- Born: 1956 (age 69–70)
- Occupation: Professional table tennis athlete
- Years active: 1967–1982
- Organization: United States Table Tennis Association
- Spouse(s): Tom Sistrunk (married 1977) Stellan Bengtsson (married 1985)
- Children: Suco Li, Chris, Sam
- Parent(s): Monico and Kathryn Rosal

= Angelita Rosal =

American table tennis player and coach

Angelita Rosal, also known as Angie Rosal Bengtsson, (born 1956) is an American former professional table tennis player and coach. Born of a Dakota mother of the Spirit Lake Tribe and a Filipino father, Rosal is inducted both in the Indian Athletic Hall of Fame and the United States of America Table Tennis Hall of Fame, the first female to be so honored.

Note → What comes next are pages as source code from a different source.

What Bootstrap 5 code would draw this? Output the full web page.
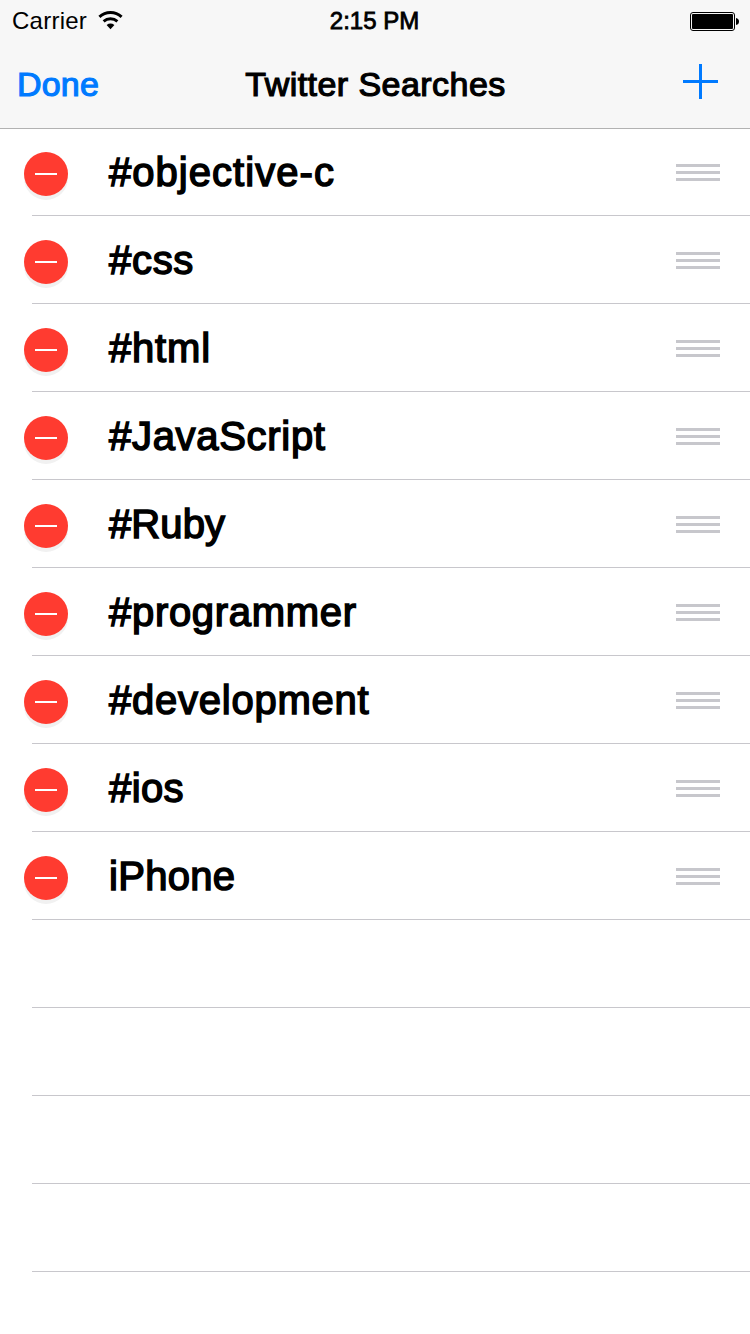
<!DOCTYPE html>
<html lang="en">
<head>
<meta charset="utf-8">
<meta name="viewport" content="width=device-width, initial-scale=1">
<title>Twitter Searches</title>
<link href="https://cdn.jsdelivr.net/npm/bootstrap@5.3.0/dist/css/bootstrap.min.css" rel="stylesheet">
<style>
  body { font-family: "Liberation Sans", Arial, sans-serif; background: #fff; color: #000; height: 1334px; overflow: hidden; }
  svg { display: block; flex: none; }
  .top-area { height: 128px; background: #f7f7f7; box-shadow: 0 1px 0 #b2b2b2; position: relative; z-index: 1; }
  .status-row { height: 40px; font-size: 24px; line-height: 40px; padding: 1px 11px 0 12px; }
  .title-row { height: 88px; font-size: 34px; line-height: 88px; padding: 0 16px 0 17px; }
  .medium { -webkit-text-stroke: 1.2px currentColor; }
  .clock { -webkit-text-stroke: .8px currentColor; margin: 0 1px 0 -1px; }
  .carrier { letter-spacing: .25px; }
  .wifi { margin: 0 0 1px 11px; }
  .done { color: #007aff; text-decoration: none; letter-spacing: .2px; }
  .heading { font-size: 34px; line-height: 88px; font-weight: 400; letter-spacing: .45px; }
  .plus { margin: 24px 16px 0 0; }
  .search-row { height: 88px; padding: 0 30px 0 24px; background: linear-gradient(#c8c7cc, #c8c7cc) 32px 100% / 100% 1px no-repeat; }
  .search-name { font-size: 40px; line-height: 88px; margin-left: 41px; -webkit-text-stroke: 1.5px currentColor; }
  .delete-dot { width: 44px; height: 44px; margin-top: 4px; background: #ff3b30; box-shadow: 0 4px 0 #f1f1f1; }
</style>
</head>
<body>
<header class="top-area">
  <div class="status-row row g-0">
    <div class="col d-flex align-items-center">
      <span class="carrier">Carrier</span>
      <svg class="wifi" width="25" height="19" viewBox="0 0 25 19"><g fill="none" stroke="#000" stroke-width="2.9"><path d="M1.4 5.9a16.4 16.4 0 0 1 22.2 0"/><path d="M5.6 10.3a10.6 10.6 0 0 1 13.8 0"/></g><path d="M8.6 14a6.5 6.5 0 0 1 7.8 0L12.5 18.2z"/></svg>
    </div>
    <div class="col-auto clock">2:15 PM</div>
    <div class="col d-flex align-items-center justify-content-end">
      <svg width="49" height="19" viewBox="0 0 49 19"><rect x=".5" y=".5" width="44" height="18" rx="2.5" fill="none" stroke="#000"/><rect x="2" y="2" width="41" height="15" rx="1"/><path d="M46 6q3 .5 3 3.5t-3 3.5z"/></svg>
    </div>
  </div>
  <nav class="title-row row g-0">
    <div class="col"><a class="done medium" href="#">Done</a></div>
    <h1 class="col-auto heading medium mb-0">Twitter Searches</h1>
    <div class="col d-flex justify-content-end align-items-start">
      <svg class="plus" width="35" height="35" viewBox="0 0 35 35" fill="#007aff"><path d="M16 0h3v16h16v3H19v16h-3V19H0v-3h16z"/></svg>
    </div>
  </nav>
</header>
<main id="searches"></main>
<script src="https://cdn.jsdelivr.net/npm/bootstrap@5.3.0/dist/js/bootstrap.bundle.min.js"></script>
<script>
  // Each entry: label and its tracking in pixels
  const searches = [
    ['#objective-c', 1.04], ['#css', .7], ['#html', .8], ['#JavaScript', .7], ['#Ruby', .1],
    ['#programmer', .7], ['#development', .76], ['#ios', .4], ['iPhone', .3], [], [], [], []
  ];
  document.getElementById('searches').innerHTML = searches.map(([name, tracking]) => `<div class="search-row d-flex align-items-center">${name ? `
    <span class="delete-dot rounded-circle d-flex align-items-center justify-content-center"><svg width="22" height="2"><rect width="22" height="2" fill="#fff"/></svg></span>
    <span class="search-name" style="letter-spacing:${tracking}px">${name}</span>
    <svg class="ms-auto" width="44" height="17" fill="#c7c7cc"><path d="M0 0h44v3H0zM0 7h44v3H0zM0 14h44v3H0z"/></svg>` : ''}</div>`).join('');
</script>
</body>
</html>
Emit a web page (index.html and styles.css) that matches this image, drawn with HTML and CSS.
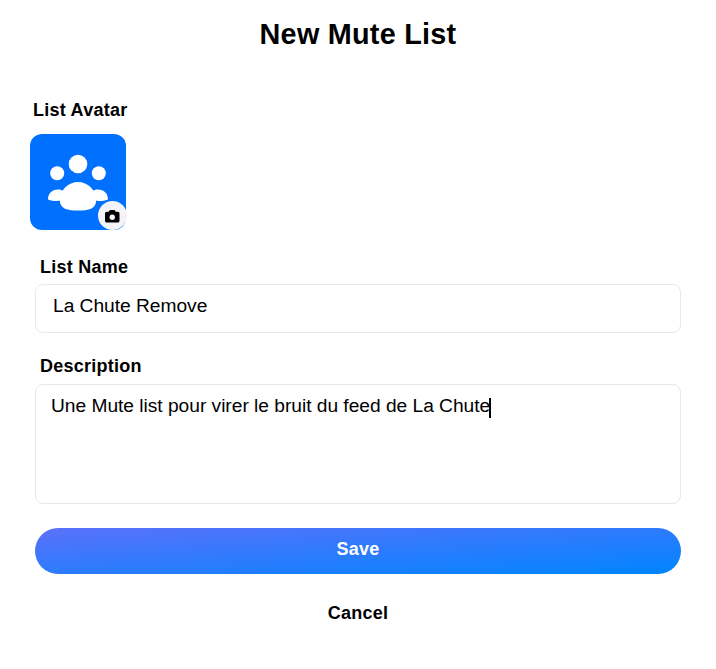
FILE: index.html
```html
<!DOCTYPE html>
<html lang="en">
<head>
<meta charset="utf-8">
<title>New Mute List</title>
<link rel="stylesheet" href="styles.css">
</head>
<body>
<main class="modal">
  <h1 class="title">New Mute List</h1>
  <div class="label avatar-label">List Avatar</div>
  <div class="avatar">
    <svg class="avatar-art" viewBox="0 0 96 96" aria-hidden="true">
      <rect width="96" height="96" rx="12" fill="#0070ff"/>
      <g fill="#fff">
        <circle cx="48" cy="30" r="9.3"/>
        <circle cx="27.2" cy="39.3" r="7"/>
        <circle cx="68.8" cy="39.3" r="7"/>
        <path d="M18 65.4C18 59.5 22.4 55.6 27.8 55.6C30 55.6 31.5 56 32.8 56.800L36 60V66.8H29.6C25.8 67.1 21.8 66.8 18 65.4Z"/>
        <path d="M78 65.4C78 59.5 73.6 55.6 68.2 55.6C66 55.6 64.500 56 63.200 56.800L60 60V66.8H66.4C70.2 67.1 74.2 66.8 78 65.4Z"/>
        <path d="M48 48C38.500 48 29.8 56 29.8 66C29.8 75.200 37.500 76.500 48 76.500C58.500 76.500 66.2 75.200 66.2 66C66.2 56 57.500 48 48 48Z"/>
      </g>
    </svg>
    <span class="badge">
      <svg class="camera" viewBox="0 0 512 512" aria-hidden="true"><path d="M149.1 64.8L138.7 96H64C28.7 96 0 124.7 0 160V416c0 35.3 28.7 64 64 64H448c35.3 0 64-28.7 64-64V160c0-35.3-28.7-64-64-64H373.3L362.9 64.8C356.4 45.2 338.1 32 317.4 32H194.6c-20.7 0-39 13.2-45.5 32.8zM256 192a96 96 0 1 1 0 192 96 96 0 1 1 0-192z"/></svg>
    </span>
  </div>
  <div class="label name-label">List Name</div>
  <div class="field name-field">La Chute Remove</div>
  <div class="label desc-label">Description</div>
  <div class="field desc-field">Une Mute list pour virer le bruit du feed de La Chute<span class="caret"></span></div>
  <button class="button save">Save</button>
  <button class="button cancel">Cancel</button>
</main>
</body>
</html>
```
FILE: styles.css
```css
* { box-sizing: border-box; }
body {
  margin: 0;
  background: #fff;
  color: #000;
  font-family: "Liberation Sans", Arial, sans-serif;
  letter-spacing: 0.25px;
}
.modal {
  display: flex;
  flex-direction: column;
  height: 669px;
  padding: 17px 35px 0;
}
.title {
  margin: 0;
  font-size: 28.8px;
  line-height: 34px;
  text-align: center;
}
.label {
  font-size: 18px;
  font-weight: 700;
  line-height: 22px;
  margin-left: 5px;
}
.avatar-label { margin: 48px 0 0 -2px; }
.avatar {
  position: relative;
  width: 96px;
  height: 96px;
  margin: 13px 0 0 -5px;
}
.avatar-art { display: block; }
.badge {
  position: absolute;
  right: -1px;
  bottom: 0;
  display: flex;
  align-items: center;
  justify-content: center;
  width: 29px;
  height: 29px;
  padding-top: 1px;
  border-radius: 50%;
  background: #f3f3f8;
}
.camera { width: 14.5px; height: 14.5px; }
.name-label { margin-top: 26px; }
.field {
  border: 1px solid #e8e8ea;
  border-radius: 8px;
  font-size: 19.2px;
  line-height: 23px;
  letter-spacing: -0.025px;
}
.name-field {
  height: 49px;
  margin-top: 6px;
  padding: 9px 17px;
}
.desc-label { margin-top: 22px; }
.desc-field {
  height: 120px;
  margin-top: 7px;
  padding: 9px 15px;
}
.caret {
  display: inline-block;
  width: 2px;
  height: 20px;
  margin-left: -1px;
  background: #000;
  vertical-align: -6px;
}
.button {
  height: 46px;
  padding: 0 0 4px;
  border: 0;
  border-radius: 23px;
  font: 700 18px/22px "Liberation Sans", Arial, sans-serif;
  letter-spacing: 0.25px;
}
.save {
  margin-top: 24px;
  background: linear-gradient(to bottom right, #5a71fa, #0085ff);
  color: #fff;
}
.cancel {
  margin-top: 18px;
  background: none;
  color: #000;
}
```
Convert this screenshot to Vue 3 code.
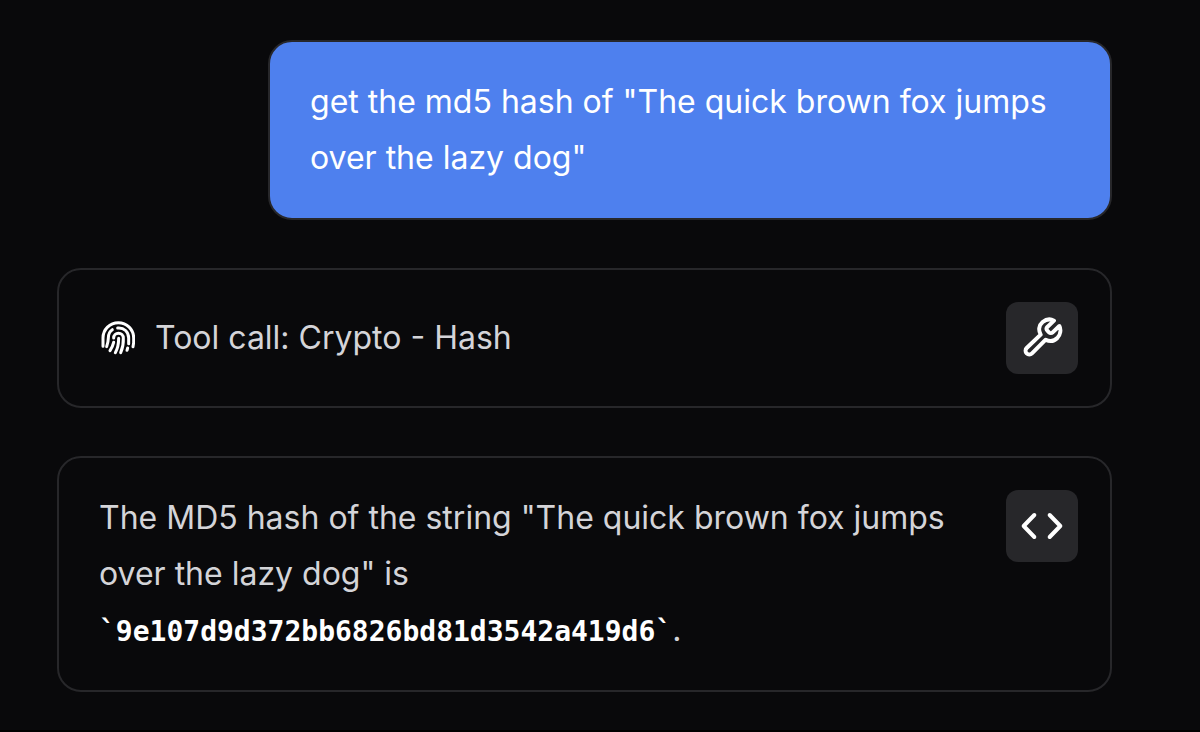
<script setup>
const question = 'get the md5 hash of "The quick brown fox jumps over the lazy dog"'
const toolCall = 'Tool call: Crypto - Hash'
const answer = 'The MD5 hash of the string "The quick brown fox jumps over the lazy dog" is'
const hash = '`9e107d9d372bb6826bd81d3542a419d6`'
</script>

<template>
  <main class="chat">
    <article class="message user">
      <p class="text">{{ question }}</p>
    </article>

    <article class="message">
      <div class="body tool">
        <svg class="print" viewBox="28 30 108 108" aria-hidden="true">
          <path d="M40 109V84A46 46 0 0 1 132 84V98L130 110" />
          <path d="M68 59C58 65 56 73 56 84C56 92 54 100 51 110" />
          <path d="M84 54C103 52 117 66 117 84V101" />
          <path d="M114 114L112 121" />
          <path d="M72 84A14.5 14.5 0 0 1 101 84C102 104 99 114 93 128" />
          <path d="M72 97C70 106 66 114 61 122" />
          <path d="M87 85C87 104 84 116 77 128" />
        </svg>
        <p class="text">{{ toolCall }}</p>
      </div>
      <button class="action" type="button" aria-label="Show tool call">
        <svg class="icon wrench" viewBox="6 12 132 132" aria-hidden="true">
          <path d="M26 108L68 68C61 55 62 40 74 30C84 22 97 20 108 26L88 45C84 49 85 53 88 56L93 61C96 64 101 64 104 61L124 42C130 53 127 68 118 78C108 88 95 89 83 83L42 124A11.3 11.3 0 0 1 26 108Z" />
        </svg>
      </button>
    </article>

    <article class="message">
      <div class="body">
        <p class="text">{{ answer }} <strong class="hash">{{ hash }}</strong>.</p>
      </div>
      <button class="action" type="button" aria-label="Show source">
        <svg class="icon code" viewBox="0 0 132 132" aria-hidden="true">
          <path d="M89 33L121 66L89 99M43 33L11 66L43 99" />
        </svg>
      </button>
    </article>
  </main>
</template>

<style>
body {
  background: #09090b;
}
</style>

<style scoped>
.chat {
  box-sizing: border-box;
  min-height: 100vh;
  display: flex;
  flex-direction: column;
  gap: 48px;
  padding: 40px 88px 38px 57px;
  border-bottom: 2px solid #000;
  font-family: Inter, "Liberation Sans", sans-serif;
  font-size: 32px;
  line-height: 56px;
  color: #d4d4d8;
}

.message {
  display: flex;
  align-items: flex-start;
  gap: 32px;
  padding: 32px 32px 32px 40px;
  border: 2px solid #27272a;
  border-radius: 24px;
}

.user {
  align-self: flex-end;
  box-sizing: border-box;
  width: 80%;
  padding: 32px 40px;
  background: #4e80ee;
  color: #fff;
}

.body {
  flex: 1;
  min-width: 0;
}

.tool {
  display: flex;
  align-items: center;
  align-self: center;
  gap: 20px;
}

.text {
  margin: 0;
}

.hash {
  font-family: "DejaVu Sans Mono", monospace;
  font-size: 28px;
  font-weight: 700;
  line-height: 1;
  color: #fff;
}

.action {
  flex: none;
  display: grid;
  place-items: center;
  width: 72px;
  height: 72px;
  padding: 0;
  border: 0;
  border-radius: 12px;
  background: #27272a;
  color: #fff;
}

.icon,
.print {
  flex: none;
  fill: none;
  stroke: currentColor;
  stroke-linecap: round;
  stroke-linejoin: round;
}

.icon {
  width: 44px;
  height: 44px;
  stroke-width: 12;
}

.print {
  width: 36px;
  height: 36px;
  stroke-width: 9;
  color: #fff;
}
</style>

She was particularly successful in doubles, winning four US titles.

==Career==
Angelita Rosal began playing table tennis at the age of nine or ten years old. She attended her first United States Olympic Training Center at age eleven in 1967 and quickly showed her match-winning ability. In 1968, she won the national Under-Thirteen championship, following up the following year winning the Under-Fifteen crown. She continued to be successful, competing in ten USA Table Tennis National titles over her career. She was particularly successful in doubles, winning the title at the U.S. National Table Tennis Champions with He-ja Lee no less than three times, in 1978, 1979 and 1980, and once with Jin Na in 1982.

==Honours==
- 1973 First female selected to the Indian Athletic Hall of Fame.
- 1996 Inducted into the United States of America Table Tennis Hall of Fame.

==Personal life==
Rosal was born to a Filipino father and Sioux mother, one of seven children. Two of her siblings, Chris and Monica, were also good table tennis players. The family lived on the Fort Totten, North Dakota, but moved to San Diego before she was eleven.

In 1975, she developed typhoid while in Kolkata and also had a religious conversion. She married Tom Sistruck and had her first child, Succo Li, in 1977. In 1985, she married Stellan Bengtsson with whom she has twin sons, Chris and Sam. She also has two grandchildren, Miles and Monico.